Here again, physicists and engineers replace the messy reality of a rocket engine with an elegant mathematical surrogate. Often, the total "effort" or fuel proxy is modeled as the integral of the square of the thrust over time: $J = \int_0^T u_t^2 \, dt$. Why this form? Because it is a convex function that is mathematically "well-behaved," leading to beautiful and, remarkably, often solvable equations. Using the powerful machinery of optimal control theory, such as the Hamilton-Jacobi-Bellman equation, one can derive the exact, fuel-optimal thrust profile needed to steer a spacecraft from its initial state to a precise final destination. Similarly, for a problem like a powered rocket landing, this kind of smooth surrogate for fuel consumption allows engineers to use computational methods like gradient descent to numerically discover the optimal thrust sequence from trillions of possibilities. The elegant simplification of a surrogate model is what makes the impossible possible.

So far, we have mostly talked about optimizing one thing: fuel. But in the real world, engineering is almost always about compromise. You want a car to be fast, but also safe. You want a bridge to be light, but also strong. This is the domain of multi-objective optimization, and surrogate models are the language in which these trade-offs are expressed.

Consider the ascent of a launch vehicle. Engineers want to minimize the fuel used to get to orbit. But they also must ensure the vehicle doesn't break apart from atmospheric stress. The dynamic pressure, or "max-Q," creates immense aerodynamic forces and thermal loads on the vehicle's skin. Pushing the engine harder to get out of the atmosphere faster might save some fuel (by reducing gravity losses), but it will increase the peak heating and stress.

This creates a classic engineering trade-off. We can represent this problem with two surrogate objectives: one for fuel, $F$, and one for the peak heat load, $H$. By their nature, these objectives are in conflict. Reducing one tends to increase the other. The set of all optimal compromises—where you cannot improve one objective without worsening the other—is known as the Pareto front. By using simple, analytic surrogate functions for fuel and heat load, engineers can map out this entire front, understand the trade-offs, and make an informed decision about how much risk to take for a given level of performance.

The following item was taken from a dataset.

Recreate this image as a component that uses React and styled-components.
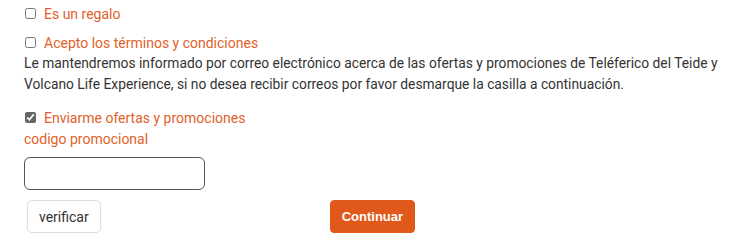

This way of thinking even extends to decisions about the very materials we use. Imagine a car manufacturer deciding whether to replace heavy steel body panels with lighter aluminum alloys. They can use a simple surrogate model—for instance, a linear relationship between vehicle mass and fuel consumption—to estimate the potential fuel savings over the car's lifetime. But the story doesn't end there. A more fuel-efficient car is cheaper to drive per kilometer. This can lead to a curious phenomenon from economics known as the "rebound effect," where people end up driving more, simply because it's cheaper. This increased usage can partially offset the environmental gains from the lightweighting. A complete analysis, therefore, must use surrogates not just for the physics of the car, but for the behavior of its driver as well. This is a beautiful illustration of how a seemingly simple engineering problem can ripple across physics, materials science, economics, and even psychology.

From the searing heat of a piston engine to the cold, silent vacuum of space, from the logistics of a global airline to the materials in your garage, the surrogate concept provides a unifying thread. It is a testament to the scientific mind's ability to find the simple, elegant pattern hidden within a world of overwhelming complexity. By choosing the right simplification—the right surrogate—we are not ignoring reality. We are focusing on the part of it that truly matters for the question we want to answer. It is this art of intelligent abstraction that propels science and engineering forward, allowing us to build a better, more efficient, and more understandable world.